Cette crise de surproduction coïncide avec une crise de surendettement des Etats, en Europe comme aux Etats-Unis. Pendant des décennies, des dépenses publiques beaucoup plus importantes que les revenus des Etats sont venues pallier aux problèmes sociaux et économiques engendrés par le capitalisme. Ne voulant pas taxer les capitalistes, les Etats se sont endettés massivement, au point que dans quasiment tous les pays du continent, y compris la France, la dette est hors de contrôle. La dette publique en France s’élève à plus de 1800 milliards d’euros, soit 91 % du PIB. Et malgré les tentatives de limiter les dépenses – au détriment des infrastructures économiques, des services publics, de l’éducation, de la santé, etc. – le montant de cette dette continue de croître à une vitesse alarmante. Chaque année, elle augmente à un rythme de 100 à 150 milliards d’euros. Il est évident que cette situation ne peut pas continuer longtemps sans aboutir à un effondrement économique et social comparable à ceux que connaissent la Grèce et l’Espagne. Le problème, c’est que toute tentative ne serait-ce que de réduire la hausse de cet endettement de façon significative plongerait l’économie dans une récession profonde.
En s’efforçant d’augmenter les recettes fiscales et de freiner les dépenses de l’Etat (qui ont pourtant augmenté de 14 milliards en 2012), le gouvernement ne fait que freiner davantage la demande intérieure, sans pour autant avoir un impact significatif sur l’endettement public.

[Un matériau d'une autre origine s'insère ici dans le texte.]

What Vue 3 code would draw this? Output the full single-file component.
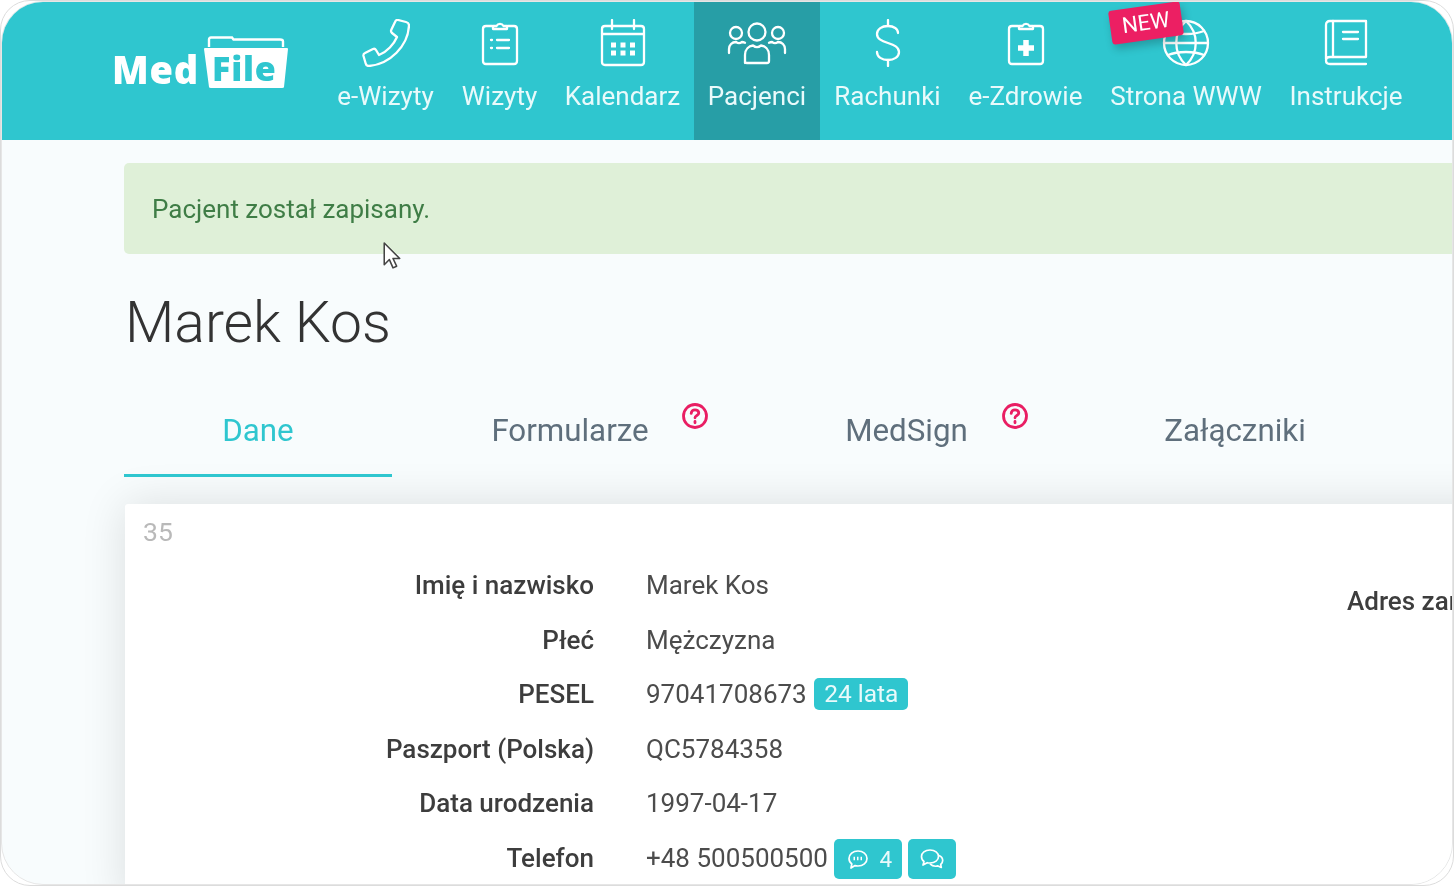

Sans une réduction draconienne des dépenses publiques – et une hausse tout aussi draconienne de la pression fiscale –, l’Etat se dirige tout droit vers une crise de solvabilité à l’Espagnole, ce qui mènera à un effondrement de l’économie. Mais en réalité, toute tentative d’appliquer ces « remèdes » précipitera l’économie immédiatement dans un effondrement tout aussi grave. Hollande n’a pas de solution à ce dilemme, parce que, sur la base du capitalisme, il n’y en a pas.
Un fossé de plus en plus large se creuse entre les classes sociales – avec, d’un côté, la concentration et l’accroissement de fortunes déjà immenses ; de l’autre, la pression constante qui mine les conditions de vie et la généralisation du chômage, de la précarité et de la pauvreté. Sur la base du déclin économique et d’une régression sociale permanente, la perspective qui se dessine pour la France – comme d’ailleurs pour l’ensemble du continent européen – est celle d’une intensification de la lutte des classes. La France entrera dans une période de grande instabilité sociale. On apprendra, au cours de cette période, que manifestations et protestations ne suffisent pas. Le mouvement aura besoin d’un programme d’action offensif, qui s’attaque à la source du problème. Tant que les banques et les grandes entreprises – et, de fait, l’ensemble de l’économie – seront sous le contrôle des capitalistes, il ne sera pas possible de résoudre les problèmes sociaux de notre époque. Le mouvement ouvrier devrait dès aujourd’hui tenir compte de cette réalité, et placer l’expropriation des capitalistes au cœur de son programme.